- _Collected material_:

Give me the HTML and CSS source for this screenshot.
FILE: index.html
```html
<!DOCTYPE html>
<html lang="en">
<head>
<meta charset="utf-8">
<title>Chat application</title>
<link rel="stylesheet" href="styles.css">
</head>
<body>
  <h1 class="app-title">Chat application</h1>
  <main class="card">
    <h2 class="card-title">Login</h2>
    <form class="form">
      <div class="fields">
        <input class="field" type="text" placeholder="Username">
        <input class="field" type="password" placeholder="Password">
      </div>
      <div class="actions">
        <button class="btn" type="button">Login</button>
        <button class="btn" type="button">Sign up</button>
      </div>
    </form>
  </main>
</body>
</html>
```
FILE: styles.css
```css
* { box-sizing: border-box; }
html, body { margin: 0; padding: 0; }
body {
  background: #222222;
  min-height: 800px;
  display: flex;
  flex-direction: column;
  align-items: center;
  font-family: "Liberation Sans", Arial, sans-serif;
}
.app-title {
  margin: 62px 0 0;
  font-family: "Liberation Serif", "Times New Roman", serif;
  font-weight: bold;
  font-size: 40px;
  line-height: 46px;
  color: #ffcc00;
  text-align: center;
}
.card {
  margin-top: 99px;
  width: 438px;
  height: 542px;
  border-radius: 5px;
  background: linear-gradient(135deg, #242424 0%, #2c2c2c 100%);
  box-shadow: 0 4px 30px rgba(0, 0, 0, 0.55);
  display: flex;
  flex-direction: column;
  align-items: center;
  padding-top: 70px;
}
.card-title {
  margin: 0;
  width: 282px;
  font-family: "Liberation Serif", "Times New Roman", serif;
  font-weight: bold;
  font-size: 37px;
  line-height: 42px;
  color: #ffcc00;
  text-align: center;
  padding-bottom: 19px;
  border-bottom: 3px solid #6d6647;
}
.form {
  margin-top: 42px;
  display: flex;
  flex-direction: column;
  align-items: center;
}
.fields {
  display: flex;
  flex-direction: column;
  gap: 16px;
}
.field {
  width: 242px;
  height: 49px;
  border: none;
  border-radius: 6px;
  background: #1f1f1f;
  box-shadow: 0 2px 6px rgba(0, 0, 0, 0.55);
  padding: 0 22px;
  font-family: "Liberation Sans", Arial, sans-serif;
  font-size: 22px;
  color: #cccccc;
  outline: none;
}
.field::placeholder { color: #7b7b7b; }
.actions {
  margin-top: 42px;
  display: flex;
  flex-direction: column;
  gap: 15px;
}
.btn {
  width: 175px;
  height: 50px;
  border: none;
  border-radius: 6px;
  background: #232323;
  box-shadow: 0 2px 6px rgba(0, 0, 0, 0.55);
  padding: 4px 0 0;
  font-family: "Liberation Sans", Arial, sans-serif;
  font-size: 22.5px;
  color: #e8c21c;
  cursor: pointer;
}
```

- _Exercise details_: Return the material in full, exactly as shown.

- _Expected output_:
Give me the HTML and CSS source for this screenshot.
FILE: index.html
```html
<!DOCTYPE html>
<html lang="en">
<head>
<meta charset="utf-8">
<title>Chat application</title>
<link rel="stylesheet" href="styles.css">
</head>
<body>
  <h1 class="app-title">Chat application</h1>
  <main class="card">
    <h2 class="card-title">Login</h2>
    <form class="form">
      <div class="fields">
        <input class="field" type="text" placeholder="Username">
        <input class="field" type="password" placeholder="Password">
      </div>
      <div class="actions">
        <button class="btn" type="button">Login</button>
        <button class="btn" type="button">Sign up</button>
      </div>
    </form>
  </main>
</body>
</html>
```
FILE: styles.css
```css
* { box-sizing: border-box; }
html, body { margin: 0; padding: 0; }
body {
  background: #222222;
  min-height: 800px;
  display: flex;
  flex-direction: column;
  align-items: center;
  font-family: "Liberation Sans", Arial, sans-serif;
}
.app-title {
  margin: 62px 0 0;
  font-family: "Liberation Serif", "Times New Roman", serif;
  font-weight: bold;
  font-size: 40px;
  line-height: 46px;
  color: #ffcc00;
  text-align: center;
}
.card {
  margin-top: 99px;
  width: 438px;
  height: 542px;
  border-radius: 5px;
  background: linear-gradient(135deg, #242424 0%, #2c2c2c 100%);
  box-shadow: 0 4px 30px rgba(0, 0, 0, 0.55);
  display: flex;
  flex-direction: column;
  align-items: center;
  padding-top: 70px;
}
.card-title {
  margin: 0;
  width: 282px;
  font-family: "Liberation Serif", "Times New Roman", serif;
  font-weight: bold;
  font-size: 37px;
  line-height: 42px;
  color: #ffcc00;
  text-align: center;
  padding-bottom: 19px;
  border-bottom: 3px solid #6d6647;
}
.form {
  margin-top: 42px;
  display: flex;
  flex-direction: column;
  align-items: center;
}
.fields {
  display: flex;
  flex-direction: column;
  gap: 16px;
}
.field {
  width: 242px;
  height: 49px;
  border: none;
  border-radius: 6px;
  background: #1f1f1f;
  box-shadow: 0 2px 6px rgba(0, 0, 0, 0.55);
  padding: 0 22px;
  font-family: "Liberation Sans", Arial, sans-serif;
  font-size: 22px;
  color: #cccccc;
  outline: none;
}
.field::placeholder { color: #7b7b7b; }
.actions {
  margin-top: 42px;
  display: flex;
  flex-direction: column;
  gap: 15px;
}
.btn {
  width: 175px;
  height: 50px;
  border: none;
  border-radius: 6px;
  background: #232323;
  box-shadow: 0 2px 6px rgba(0, 0, 0, 0.55);
  padding: 4px 0 0;
  font-family: "Liberation Sans", Arial, sans-serif;
  font-size: 22.5px;
  color: #e8c21c;
  cursor: pointer;
}
```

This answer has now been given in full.